We made one last stop before departing the valley at the Black-necked Crane Information Center. A resident nearby opened it upon our arrival — that day we were the only tourists as far as the eye could see. It’s an impressive center with lots of information about the cranes, a viewing room and two high-powered telescopes that enable you to see nesting groups far up the hillside near the base of the treeline. So far this year they had counted over 300 cranes in the valley. Here’s a gander of a black-necked crane up close and personal:
Back on the road, we began the arduous return to Punakha as the sun moved west and dropped shadows over the mountains. Turning a corner, we encountered a group of gray langur monkeys on the roadside (also known as Hanuman monkeys named after a Hindu monkey-god). Like little old men, tufty gray hair bearded their faces and framed their delicate features. But there was nothing delicate about their movement as they ran full speed and jumped into the trees nearby, swinging from arm and tail in a commotion of sound.
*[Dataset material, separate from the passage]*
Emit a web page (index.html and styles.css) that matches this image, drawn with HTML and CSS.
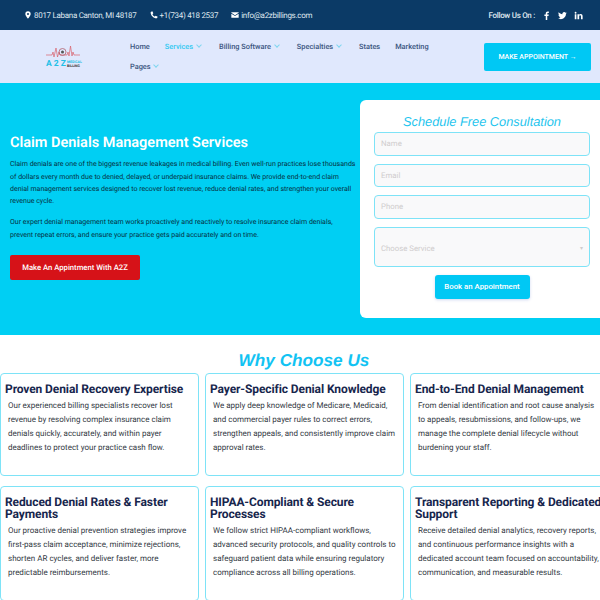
FILE: index.html
```html
<!DOCTYPE html>
<html lang="en">
<head>
    <meta charset="UTF-8">
    <meta name="viewport" content="width=device-width, initial-scale=1.0">
    <title>Claim Denials Management Services - A2Z Medical Billing</title>
    <link rel="stylesheet" href="styles.css">
</head>
<body>
    <div class="topbar">
        <div class="contact">
            <span class="contact-item">
                <svg class="icon" viewBox="0 0 12 12"><path fill="#fff" fill-rule="evenodd" d="M6 0.5a4 4 0 0 0-4 4C2 7 6 11.5 6 11.5S10 7 10 4.500a4 4 0 0 0-4-4zM6 3a1.500 1.500 0 1 1 0 3 1.500 1.500 0 0 1 0-3z"/></svg>
                8017 Labana Canton, MI 48187
            </span>
            <span class="contact-item">
                <svg class="icon" viewBox="0 0 12 12"><path fill="#fff" d="M1 1.500L3.500.5 5 3.500 3.700 4.700c.6 1.400 2 2.900 3.600 3.600L8.500 7l3 1.500-1 2.500C5.500 11.500.5 6.500 1 1.500z"/></svg>
                +1(734) 418 2537
            </span>
            <span class="contact-item">
                <svg class="icon" viewBox="0 0 12 12"><path fill="#fff" d="M.5 2h11v.8L6 6.300.5 2.800zM.5 4l5.500 3.500L11.500 4v6H.5z"/></svg>
                info@a2zbillings.com
            </span>
        </div>
        <div class="social">
            <span>Follow Us On :</span>
            <svg class="social-icon" viewBox="0 0 12 12"><path fill="#fff" d="M7 12V6.800h1.700L9 4.800H7V3.600c0-.6.200-1 1-1h1.100V.8C8.900.8 8.300.700 7.600.700 6 .7 5 1.700 5 3.300v1.500H3.200v2H5V12z"/></svg>
            <svg class="social-icon" viewBox="0 0 12 12"><path fill="#fff" d="M11.800 2.500c-.4.200-.9.300-1.400.4.500-.3.900-.8 1.100-1.300-.5.300-1 .5-1.500.6a2.400 2.400 0 0 0-4.100 2.200C3.900 4.300 2.100 3.300.9 1.800c-.7 1.100-.3 2.500.7 3.200-.4 0-.8-.1-1.100-.3 0 1.200.8 2.200 1.900 2.400-.3.100-.7.100-1.100 0 .3 1 1.200 1.600 2.200 1.700-1 .8-2.200 1.100-3.500 1 4.900 2.900 10.800-.4 10.600-6.300.5-.3.900-.6 1.200-1z"/></svg>
            <svg class="social-icon" viewBox="0 0 12 12"><path fill="#fff" d="M1 4.200h2.200V11H1zM2.100 1a1.200 1.200 0 1 1 0 2.500 1.200 1.200 0 0 1 0-2.500zM4.600 4.200h2.100v.9c.4-.6 1.100-1.100 2.200-1.100 2.100 0 2.600 1.400 2.600 3.200V11H9.300V7.600c0-.8 0-1.800-1.100-1.800S6.900 6.600 6.900 7.500V11H4.600z"/></svg>
        </div>
    </div>

    <header class="navbar">
        <div class="logo">
            <svg class="logo-pulse" viewBox="0 0 36 14">
                <path fill="none" stroke="#d9606c" stroke-width=".7" d="M0 10h6l1-3 1 5 2-9 1.500 9 1.500-5 1 3h7l1-3 1 4 1.500-10 1.500 10 1-4 1 3h6"/>
                <circle cx="16.500" cy="7" r="3.500" fill="none" stroke="#b0606c" stroke-width=".8"/>
                <circle cx="16.500" cy="7" r="1.500" fill="#555"/>
            </svg>
            <div class="logo-text">
                <span class="logo-a2z">A 2 Z</span>
                <span class="logo-small"><b class="logo-medical">MEDICAL</b><b>BILLING</b></span>
            </div>
        </div>
        <nav class="menu">
            <a href="#">Home</a>
            <a href="#" class="active">Services <span class="caret"></span></a>
            <a href="#">Billing Software <span class="caret"></span></a>
            <a href="#">Specialties <span class="caret"></span></a>
            <a href="#">States</a>
            <a href="#">Marketing</a>
            <a href="#">Pages <span class="caret"></span></a>
        </nav>
        <a href="#" class="make-btn">MAKE APPOINTMENT &#8594;</a>
    </header>

    <section class="hero">
        <div class="hero-text">
            <h1>Claim Denials Management Services</h1>
            <p>Claim denials are one of the biggest revenue leakages in medical billing. Even well-run practices lose thousands of dollars every month due to denied, delayed, or underpaid insurance claims. We provide end-to-end claim denial management services designed to recover lost revenue, reduce denial rates, and strengthen your overall revenue cycle.</p>
            <p>Our expert denial management team works proactively and reactively to resolve insurance claim denials, prevent repeat errors, and ensure your practice gets paid accurately and on time.</p>
            <a href="#" class="red-btn">Make An Appintment With A2Z</a>
        </div>
        <form class="consult">
            <h2>Schedule Free Consultation</h2>
            <div class="field">Name</div>
            <div class="field">Email</div>
            <div class="field">Phone</div>
            <div class="field field-select">Choose Service <span class="select-arrow">&#9662;</span></div>
            <button type="button" class="book-btn">Book an Appointment</button>
        </form>
    </section>

    <section class="why">
        <h2>Why Choose Us</h2>
        <div class="cards">
            <div class="card">
                <h3>Proven Denial Recovery Expertise</h3>
                <p>Our experienced billing specialists recover lost revenue by resolving complex insurance claim denials quickly, accurately, and within payer deadlines to protect your practice cash flow.</p>
            </div>
            <div class="card">
                <h3>Payer-Specific Denial Knowledge</h3>
                <p>We apply deep knowledge of Medicare, Medicaid, and commercial payer rules to correct errors, strengthen appeals, and consistently improve claim approval rates.</p>
            </div>
            <div class="card">
                <h3>End-to-End Denial Management</h3>
                <p>From denial identification and root cause analysis to appeals, resubmissions, and follow-ups, we manage the complete denial lifecycle without burdening your staff.</p>
            </div>
            <div class="card">
                <h3>Reduced Denial Rates &amp; Faster Payments</h3>
                <p>Our proactive denial prevention strategies improve first-pass claim acceptance, minimize rejections, shorten AR cycles, and deliver faster, more predictable reimbursements.</p>
            </div>
            <div class="card">
                <h3>HIPAA-Compliant &amp; Secure Processes</h3>
                <p>We follow strict HIPAA-compliant workflows, advanced security protocols, and quality controls to safeguard patient data while ensuring regulatory compliance across all billing operations.</p>
            </div>
            <div class="card">
                <h3>Transparent Reporting &amp; Dedicated Support</h3>
                <p>Receive detailed denial analytics, recovery reports, and continuous performance insights with a dedicated account team focused on accountability, communication, and measurable results.</p>
            </div>
        </div>
    </section>
</body>
</html>
```

FILE: styles.css
```css
html, body {
    overflow: hidden;
    height: 600px;
}
body {
    margin: 0;
    font-family: 'Roboto', Arial, sans-serif;
    background: #fff;
    text-rendering: geometricPrecision;
}
a {
    text-decoration: none;
}

/* top bar */
.topbar {
    height: 30px;
    background: #0b3a66;
    color: #dfe7ef;
    display: flex;
    align-items: center;
    justify-content: space-between;
    padding: 0 17px 0 24px;
    font-size: 8px;
    letter-spacing: -0.3px;
}
.contact {
    display: flex;
    gap: 13px;
}
.contact-item {
    display: flex;
    align-items: center;
    gap: 2px;
}
.icon {
    width: 8px;
    height: 8px;
}
.social {
    display: flex;
    align-items: center;
    gap: 7px;
    font-weight: 500;
}
.social-icon {
    width: 9px;
    height: 9px;
}

/* nav */
.navbar {
    height: 53px;
    background: #e0e8fd;
    display: flex;
    align-items: center;
    padding: 0 9px 0 46px;
}
.logo {
    width: 38px;
    margin-right: 46px;
}
.logo-pulse {
    display: block;
    width: 36px;
    height: 14px;
}
.logo-text {
    display: flex;
    align-items: center;
    gap: 1px;
}
.logo-a2z {
    color: #22bfe6;
    font-size: 8.500px;
    font-weight: 700;
    white-space: nowrap;
}
.logo-small {
    display: flex;
    flex-direction: column;
    font-size: 3.500px;
    line-height: 4px;
    color: #333;
}
.logo-medical {
    color: #22bfe6;
}
.menu {
    width: 310px;
    display: flex;
    flex-wrap: wrap;
    column-gap: 15px;
    row-gap: 0;
}
.menu a {
    font-size: 7.400px;
    font-weight: 500;
    line-height: 20px;
    color: #3a5580;
}
.menu a.active {
    color: #33c9f2;
}
.caret {
    display: inline-block;
    width: 3px;
    height: 3px;
    margin: 0 3px 2px 2px;
    border-right: 1px solid #7fd6f0;
    border-bottom: 1px solid #7fd6f0;
    transform: rotate(45deg);
}
.make-btn {
    width: 107px;
    height: 28px;
    display: flex;
    align-items: center;
    justify-content: center;
    margin-left: auto;
    background: #00c8f4;
    border-radius: 2px;
    color: #fff;
    font-size: 7px;
    font-weight: 500;
}

/* hero */
.hero {
    height: 252px;
    background: #00cff3;
    display: flex;
    align-items: center;
    justify-content: space-between;
    padding-left: 10px;
}
.hero-text {
    width: 347px;
    padding-bottom: 5px;
}
.hero-text h1 {
    margin: 0 0 5px;
    color: #fff;
    font-size: 14.500px;
    font-weight: 600;
    line-height: 20px;
}
.hero-text p {
    margin: 0 0 8.600px;
    color: #063042;
    font-size: 7px;
    line-height: 12.400px;
}
.red-btn {
    display: inline-block;
    margin-top: 5px;
    width: 130px;
    height: 25px;
    line-height: 25px;
    text-align: center;
    background: #d61218;
    border-radius: 2px;
    color: #fff;
    font-size: 7.700px;
    font-weight: 500;
}
.consult {
    width: 240px;
    height: 218px;
    box-sizing: border-box;
    padding: 14px 10px 0 14px;
    background: #fff;
    border-radius: 6px 0 0 6px;
    display: flex;
    flex-direction: column;
    align-items: center;
}
.consult h2 {
    margin: 0 0 2px;
    color: #1fc5ee;
    font-family: 'Liberation Sans', Arial, sans-serif;
    font-size: 12.800px;
    font-style: italic;
    font-weight: 400;
    line-height: 16px;
}
.field {
    align-self: stretch;
    box-sizing: border-box;
    height: 23.500px;
    margin-bottom: 8px;
    padding-left: 6px;
    display: flex;
    align-items: center;
    justify-content: space-between;
    background: #f9f9fa;
    border: 1px solid #7ee3f7;
    border-radius: 4px;
    color: #cfcccd;
    font-size: 7.800px;
}
.field-select {
    height: 40px;
    padding: 3px 6px 0;
}
.select-arrow {
    font-size: 6px;
}
.book-btn {
    width: 95px;
    height: 24px;
    background: #00c8f4;
    border: 0;
    border-radius: 3px;
    box-shadow: 0 1px 3px rgba(60, 90, 200, 0.25);
    color: #fff;
    font-family: inherit;
    font-size: 7.800px;
    font-weight: 500;
}

/* why choose us */
.why {
    padding-top: 15px;
}
.why h2 {
    margin: 0 0 3px;
    padding-left: 8px;
    text-align: center;
    color: #12c3f3;
    font-family: 'Liberation Sans', Arial, sans-serif;
    font-size: 17.200px;
    font-style: italic;
    font-weight: 700;
    line-height: 20px;
}
.cards {
    display: grid;
    grid-template-columns: repeat(3, 199px);
    column-gap: 6px;
    row-gap: 10px;
    width: 620px;
}
.card {
    box-sizing: border-box;
    padding: 9px 4px 20px 4px;
    border: 1px solid #7ee3f7;
    border-radius: 4px;
}
.card h3 {
    margin: 0;
    color: #17264d;
    font-size: 12px;
    font-weight: 700;
    line-height: 12px;
    letter-spacing: -0.1px;
}
.card p {
    margin: 4px 3px 0 3px;
    color: #333a44;
    font-size: 8px;
    line-height: 14px;
}
```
Sound… noise. It isn’t often that I visit a place and become aware of the absence of something, but the absence of noise in Bhutan is noticeable. It is such a quiet country. There is no noise overhead — no engines buzzing as aircraft and people fly from one place to another. There is little noise on the ground — just a handful of roads have few cars and trucks compared to anywhere else in the world. There is no raucous nightlife or 24/7 need for convenience that drives this society into the wee hours of the morning. People sleep, wake and live like the rest of us used to. Yes, the Bhutanese have mobile phones, computers and televisions, but they’ve somehow managed to keep out the peripheral madness that often accompanies these advances. In many ways Bhutan seems to have astutely watched and learned from the rest of the world — taking what works (organic farming, nature conservation, regulated tourism, democratic voting with over 80% voter turnout) and discarding what doesn’t. Bhutan is very wisely marching to its own drum, making beautiful music in the process.